From mid-November into late
January, northwesterly flow, attributed to a strong and persistent negative Arctic Oscillation/North Atlantic
Oscillation (upper-air blocking pattern), resulted in abnormally cold and dry conditions across the lower
Ohio, Tennessee, and middle Mississippi Valleys. This in turn caused a slight expansion of moderate drought
and abnormal dryness in northern Arkansas, southern Missouri, and southern Illinois. Furthermore, the
persistent and strong AO/NOA suppressed the expected winter surplus precipitation that normally occurs in the
Ohio and Tennessee Valleys during a La Niña. But with the AO/NAO near zero or positive for much of February,
above-normal precipitation returned to the Tennessee and Ohio Valleys, easing drought and even causing some
flooding. Furthermore, with the AO/NAO a non-factor and less influential during spring, the CPC monthly
outlook favors continued above median precipitation across the Tennessee and Ohio Valleys. In the lower
Mississippi Valley, the seasonal La Niña MAM composites also point toward above normal precipitation,
although the frequency is rather low. In addition, the seasonal CPC outlook has equal chances. And as already
mentioned, most forecast tools and the CPC outlooks favor enhanced odds of below normal precipitation as one
nears the Gulf Coast. Accordingly, improvement is forecast in the Ohio, Tennessee, and lower Mississippi
Valleys, while some improvement is expected for the rest of Arkansas.
Forecast confidence for the Ohio and Tennessee Valleys are high;
Forecast confidence for lower Mississippi Valley is moderate to high.
In most of Texas, near to above
normal precipitation fell from late December into early February, resulting in a reduction of drought
coverage and severity across southern, southeastern, and eastern sections of the state. In the Panhandle,
surplus fall precipitation had carried the region into the winter without any drought impacts. However,
since early February, drier, warmer, and windy weather has deteriorated conditions across much of the State,
with moderate (D1) or worse drought now enveloping much of Texas. The CPC monthly and seasonal outlooks both
call for enhanced odds of above-normal temperatures, with the seasonal precipitation outlook odds for dryness
somewhat less than the monthly outlook. Due to these relatively dry and warm forecasts, drought is expected
to continue (or worsen), and return to northern and southern Texas.

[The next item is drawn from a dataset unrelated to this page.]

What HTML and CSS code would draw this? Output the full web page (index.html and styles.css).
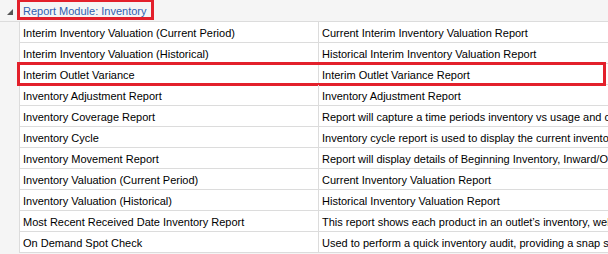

Forecast confidence for Texas is high.
Following a very dry January,
above-normal February precipitation fell on parts of the south-central Great and central High Plains, but
missed most of the main drought areas. Some improvement is forecast in eastern Oklahoma where February was
wet and the La Niña MAM composites indicate above-normal precipitation (but with a low frequency of
occurrence). Elsewhere in the central Plains, precipitation tools at most time ranges indicate an elevated
chance for below median precipitation, especially the La Niña MAM composite which has a high frequency
occurrence. Just to the north, however, forecast tools point toward wetness and subnormal temperatures, plus
soil moistures are extremely high (above 90th percentile). This limits any northward drought expansion due to
existing moisture conditions. In addition, short- to medium-term forecasts expect ample precipitation in the
north-central Plains. Accordingly, the persistence and development areas issued in the initial MAM 2011 USDO
(February 17) were kept, while the area of development in the central Great Plains was slightly trimmed back
in line with the short and medium-term forecasts, and the monthly and seasonal outlooks.
Forecast confidence for the south-central and central Plains are moderate to high.
Since mid-December, drier than
normal conditions have affected much of Arizona and New Mexico. As of March 1, SNOTEL average river basin
snow water content values are 35 to 75 percent of normal in southern and central Arizona and New Mexico,
with basin average precipitation since October 1 running at about the same values (31 to 76 percent of normal).
Precipitation tools at all time ranges indicate enhanced odds of below median precipitation and above normal
temperatures. Due to a lack of adequate precipitation this winter, a tendency for dryness during La Niña,
forecasts of below median precipitation and above normal temperatures, and decreasing precipitation
climatologies for areas already in drought, drought persistence and development can be expected across much
of Arizona and New Mexico, and into southeastern Utah and southwestern Colorado. However, expansion is not
forecast for southern California as many locations have already exceeded their normal winter precipitation
and approached their normal ANNUAL totals from December's excessive precipitation. Furthermore, another bout
of moderate to heavy precipitation during the latter half of February reinforced that prediction.
Forecast confidence for the Southwest is high.
During the 2010-11 winter, heavy
rainfall alleviated drought and dryness on Kauai and Oahu and diminished drought conditions across most of
the rest of the central and western Hawaiian Islands which is typical for a La Niña winter. An exception
occurred on the Big Island where subnormal rainfall during January and February brought moderate drought (D1)
to eastern areas by March 1. However, the ongoing La Niña favors additional improvement in Hawaii by the end
of May, including the Big Island.
Forecast confidence for Hawaii is moderate to high.